▸ **Written instruction**:
Write out the whole listing again, exactly as given.

▸ **Given information**:
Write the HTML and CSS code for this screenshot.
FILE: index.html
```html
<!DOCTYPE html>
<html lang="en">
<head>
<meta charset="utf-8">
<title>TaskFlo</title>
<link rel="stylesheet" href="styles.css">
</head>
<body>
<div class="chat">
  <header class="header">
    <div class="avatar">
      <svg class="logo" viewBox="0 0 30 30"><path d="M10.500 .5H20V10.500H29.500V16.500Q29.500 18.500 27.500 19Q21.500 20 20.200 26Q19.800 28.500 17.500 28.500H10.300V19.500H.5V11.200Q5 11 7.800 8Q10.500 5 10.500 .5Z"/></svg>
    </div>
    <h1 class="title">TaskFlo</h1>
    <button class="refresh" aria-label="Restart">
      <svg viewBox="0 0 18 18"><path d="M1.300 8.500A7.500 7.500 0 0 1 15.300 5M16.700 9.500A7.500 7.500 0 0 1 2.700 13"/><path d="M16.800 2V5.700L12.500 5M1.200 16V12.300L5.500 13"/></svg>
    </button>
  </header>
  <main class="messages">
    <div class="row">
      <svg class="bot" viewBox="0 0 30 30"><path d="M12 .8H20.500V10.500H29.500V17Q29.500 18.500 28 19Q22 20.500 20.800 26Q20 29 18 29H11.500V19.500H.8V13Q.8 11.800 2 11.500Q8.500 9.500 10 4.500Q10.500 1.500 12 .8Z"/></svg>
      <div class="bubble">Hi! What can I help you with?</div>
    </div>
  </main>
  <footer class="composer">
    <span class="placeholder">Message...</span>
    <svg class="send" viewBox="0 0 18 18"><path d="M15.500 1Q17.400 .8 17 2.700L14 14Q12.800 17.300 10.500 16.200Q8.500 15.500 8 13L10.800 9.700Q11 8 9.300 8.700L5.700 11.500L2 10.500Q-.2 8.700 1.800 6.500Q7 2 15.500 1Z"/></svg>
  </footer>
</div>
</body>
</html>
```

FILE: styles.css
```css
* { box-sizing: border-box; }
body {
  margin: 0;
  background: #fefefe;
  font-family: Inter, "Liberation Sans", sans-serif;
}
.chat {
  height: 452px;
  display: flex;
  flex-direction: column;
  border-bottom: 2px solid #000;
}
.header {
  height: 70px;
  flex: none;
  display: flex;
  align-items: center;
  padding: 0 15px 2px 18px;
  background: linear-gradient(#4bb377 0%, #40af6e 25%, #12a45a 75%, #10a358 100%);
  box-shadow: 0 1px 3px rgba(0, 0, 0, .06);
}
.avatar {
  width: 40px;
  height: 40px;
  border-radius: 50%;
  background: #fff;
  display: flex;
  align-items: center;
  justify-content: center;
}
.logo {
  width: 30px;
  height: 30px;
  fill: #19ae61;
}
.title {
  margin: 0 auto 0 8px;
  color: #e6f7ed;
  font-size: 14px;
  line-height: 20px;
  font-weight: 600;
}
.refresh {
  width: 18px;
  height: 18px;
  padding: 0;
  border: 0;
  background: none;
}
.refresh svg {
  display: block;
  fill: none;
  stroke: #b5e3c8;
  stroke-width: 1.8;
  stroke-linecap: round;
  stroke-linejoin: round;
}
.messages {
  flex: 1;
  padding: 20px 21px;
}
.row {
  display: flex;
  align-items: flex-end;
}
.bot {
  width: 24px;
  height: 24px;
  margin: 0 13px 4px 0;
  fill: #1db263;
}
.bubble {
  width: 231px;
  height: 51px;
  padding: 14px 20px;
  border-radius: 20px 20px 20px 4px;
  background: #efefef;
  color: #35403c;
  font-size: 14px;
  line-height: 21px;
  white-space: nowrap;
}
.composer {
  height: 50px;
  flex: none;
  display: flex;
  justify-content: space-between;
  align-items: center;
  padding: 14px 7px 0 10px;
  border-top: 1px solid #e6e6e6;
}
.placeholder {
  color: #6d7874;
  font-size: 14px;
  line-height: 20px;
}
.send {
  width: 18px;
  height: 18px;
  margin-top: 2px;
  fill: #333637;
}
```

▸ **Written solution**:
Write the HTML and CSS code for this screenshot.
FILE: index.html
```html
<!DOCTYPE html>
<html lang="en">
<head>
<meta charset="utf-8">
<title>TaskFlo</title>
<link rel="stylesheet" href="styles.css">
</head>
<body>
<div class="chat">
  <header class="header">
    <div class="avatar">
      <svg class="logo" viewBox="0 0 30 30"><path d="M10.500 .5H20V10.500H29.500V16.500Q29.500 18.500 27.500 19Q21.500 20 20.200 26Q19.800 28.500 17.500 28.500H10.300V19.500H.5V11.200Q5 11 7.800 8Q10.500 5 10.500 .5Z"/></svg>
    </div>
    <h1 class="title">TaskFlo</h1>
    <button class="refresh" aria-label="Restart">
      <svg viewBox="0 0 18 18"><path d="M1.300 8.500A7.500 7.500 0 0 1 15.300 5M16.700 9.500A7.500 7.500 0 0 1 2.700 13"/><path d="M16.800 2V5.700L12.500 5M1.200 16V12.300L5.500 13"/></svg>
    </button>
  </header>
  <main class="messages">
    <div class="row">
      <svg class="bot" viewBox="0 0 30 30"><path d="M12 .8H20.500V10.500H29.500V17Q29.500 18.500 28 19Q22 20.500 20.800 26Q20 29 18 29H11.500V19.500H.8V13Q.8 11.800 2 11.500Q8.500 9.500 10 4.500Q10.500 1.500 12 .8Z"/></svg>
      <div class="bubble">Hi! What can I help you with?</div>
    </div>
  </main>
  <footer class="composer">
    <span class="placeholder">Message...</span>
    <svg class="send" viewBox="0 0 18 18"><path d="M15.500 1Q17.400 .8 17 2.700L14 14Q12.800 17.300 10.500 16.200Q8.500 15.500 8 13L10.800 9.700Q11 8 9.300 8.700L5.700 11.500L2 10.500Q-.2 8.700 1.800 6.500Q7 2 15.500 1Z"/></svg>
  </footer>
</div>
</body>
</html>
```

FILE: styles.css
```css
* { box-sizing: border-box; }
body {
  margin: 0;
  background: #fefefe;
  font-family: Inter, "Liberation Sans", sans-serif;
}
.chat {
  height: 452px;
  display: flex;
  flex-direction: column;
  border-bottom: 2px solid #000;
}
.header {
  height: 70px;
  flex: none;
  display: flex;
  align-items: center;
  padding: 0 15px 2px 18px;
  background: linear-gradient(#4bb377 0%, #40af6e 25%, #12a45a 75%, #10a358 100%);
  box-shadow: 0 1px 3px rgba(0, 0, 0, .06);
}
.avatar {
  width: 40px;
  height: 40px;
  border-radius: 50%;
  background: #fff;
  display: flex;
  align-items: center;
  justify-content: center;
}
.logo {
  width: 30px;
  height: 30px;
  fill: #19ae61;
}
.title {
  margin: 0 auto 0 8px;
  color: #e6f7ed;
  font-size: 14px;
  line-height: 20px;
  font-weight: 600;
}
.refresh {
  width: 18px;
  height: 18px;
  padding: 0;
  border: 0;
  background: none;
}
.refresh svg {
  display: block;
  fill: none;
  stroke: #b5e3c8;
  stroke-width: 1.8;
  stroke-linecap: round;
  stroke-linejoin: round;
}
.messages {
  flex: 1;
  padding: 20px 21px;
}
.row {
  display: flex;
  align-items: flex-end;
}
.bot {
  width: 24px;
  height: 24px;
  margin: 0 13px 4px 0;
  fill: #1db263;
}
.bubble {
  width: 231px;
  height: 51px;
  padding: 14px 20px;
  border-radius: 20px 20px 20px 4px;
  background: #efefef;
  color: #35403c;
  font-size: 14px;
  line-height: 21px;
  white-space: nowrap;
}
.composer {
  height: 50px;
  flex: none;
  display: flex;
  justify-content: space-between;
  align-items: center;
  padding: 14px 7px 0 10px;
  border-top: 1px solid #e6e6e6;
}
.placeholder {
  color: #6d7874;
  font-size: 14px;
  line-height: 20px;
}
.send {
  width: 18px;
  height: 18px;
  margin-top: 2px;
  fill: #333637;
}
```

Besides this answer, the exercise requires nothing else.